Late night chat shows aren’t really about movie stars showing the clip of their latest movie anymore. As evidenced by the biggest show in late night, The Late Show with Stephen Colbert, the paradigm has shifted - the biggest episodes of the show now have news commentators sitting on the couch, discussing the changing shape of politics in an evolving American cultural landscape.

In a late-night environment that favors news, the CNN anchor Jake Tapper has become a sought-after booking. “It’s definitely unusual,” Mr. Tapper said. “Previously, it would require some sort of hook. You know, I wrote a book about Afghanistan, or I was moderating a debate. Now they call randomly and want me to simply talk the news of the day.”

Chris Licht, a former CBS News producer who became the executive producer of Mr. Colbert’s show in 2016, said late-night viewers these days wanted shows that helped them make sense of a world in turmoil. “They don’t want escapism,” he said.

Source: NYT

Jake Tapper, right, an in-demand late-night guest, on a recent episode of “The Late Show With Stephen Colbert.”

Francis Ford Coppola has spoken out in the great Marvel Culture Wars of 2019, saying that the Marvel films are despicable:

“When Martin Scorsese says that the Marvel pictures are not cinema, he’s right because we expect to learn something from cinema, we expect to gain something, some enlightenment, some knowledge, some inspiration. I don’t know that anyone gets anything out of seeing the same movie over and over again. Martin was kind when he said it’s not cinema. He didn’t say it’s despicable, which I just say it is.”

One of the most incredible movie experiences I’ve had in years was earlier this year watching Apocalypse Now: Final Cut. I’ve never been as enthralled with a Marvel film as I was watching Martin Sheen on a boat for 3-ish hours. So, honestly, if Mr Coppola wants to have an opinion about movies, I’m not going to disagree with the fellow.

Source: Dark Horizons

Quiet achiever Rosehaven season 4 is starting shooting in Tasmania today.

Source: TV Tonight

A Disney+ media event was held over the weekend with invited media shown 27 minutes worth of scenes from The Mandalorian.

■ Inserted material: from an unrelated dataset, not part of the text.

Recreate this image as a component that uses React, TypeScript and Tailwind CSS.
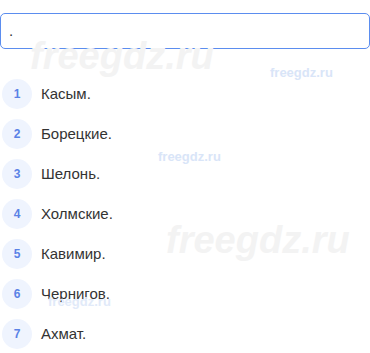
const items = ['Касым.', 'Борецкие.', 'Шелонь.', 'Холмские.', 'Кавимир.', 'Чернигов.', 'Ахмат.'];

const App = () => {
  return (
    <div className="relative w-[370px] h-[353px] bg-white overflow-hidden font-['Liberation_Sans',Arial,sans-serif]">
      <div className="pt-[13px]">
        <div className="h-[36px] w-[370px] border border-[#5b8def] rounded-[5px] flex items-center pl-[8px] text-[15px] text-[#333]">
          .
        </div>
      </div>
      <ul className="mt-[30px] flex flex-col gap-[10px] pl-[2px]">
        {items.map((item, i) => (
          <li key={i} className="flex items-center h-[30px]">
            <span className="w-[30px] h-[30px] rounded-full bg-[#eff4fe] text-[#5a82e6] text-[12px] font-bold flex items-center justify-center">
              {i + 1}
            </span>
            <span className="ml-[9px] text-[15px] text-[#333]">{item}</span>
          </li>
        ))}
      </ul>

      {/* watermarks */}
      <span className="absolute left-[30px] top-[28px] text-[38px] font-bold italic text-[#f3f3f3] pointer-events-none select-none">freegdz.ru</span>
      <span className="absolute left-[166px] top-[212px] text-[38px] font-bold italic text-[#f3f3f3] pointer-events-none select-none">freegdz.ru</span>
      <span className="absolute left-[270px] top-[63px] text-[13px] font-bold text-[#d9e5f8] pointer-events-none select-none">freegdz.ru</span>
      <span className="absolute left-[158px] top-[147px] text-[13px] font-bold text-[#d9e5f8] pointer-events-none select-none">freegdz.ru</span>
      <span className="absolute left-[48px] top-[292px] text-[13px] font-bold text-[#e1eaf9] pointer-events-none select-none">freegdz.ru</span>
    </div>
  );
};

export default App;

That’s probably as close as you’ll get to seeing a review of the show before its release on November 12. It seems that even the biggest TV critics aren’t expected to receive screeners:

Honestly, I don’t really understand why Disney bother with press screenings for its huge event films anyway - it’s not like a positive critical wrap is going to have any impact at all on whether people go to see a Marvel or Star Wars film. The hype now drives attendance.

I’m also willing to concede that I am perhaps just bitter that I have rarely been able to get on Disney’s media lists.

Speaking of The Mandalorian

Last week I appeared on podcast The Take with Blake Howard to discuss the production of The Mandalorian and how it connects to previous live action Star Wars productions. During it I offered my theory that they would front load the launch of the series with 2-3 episodes before taking it weekly - it seemed strange to me that they’d allow episodes to flow beyond the launch of Star Wars: The Rise of Skywalker.

Anyway, it appears that the plan is to flow on past Star Wars IX with one additional episode (albeit with a few extra days padding between releases). It’s kinda odd.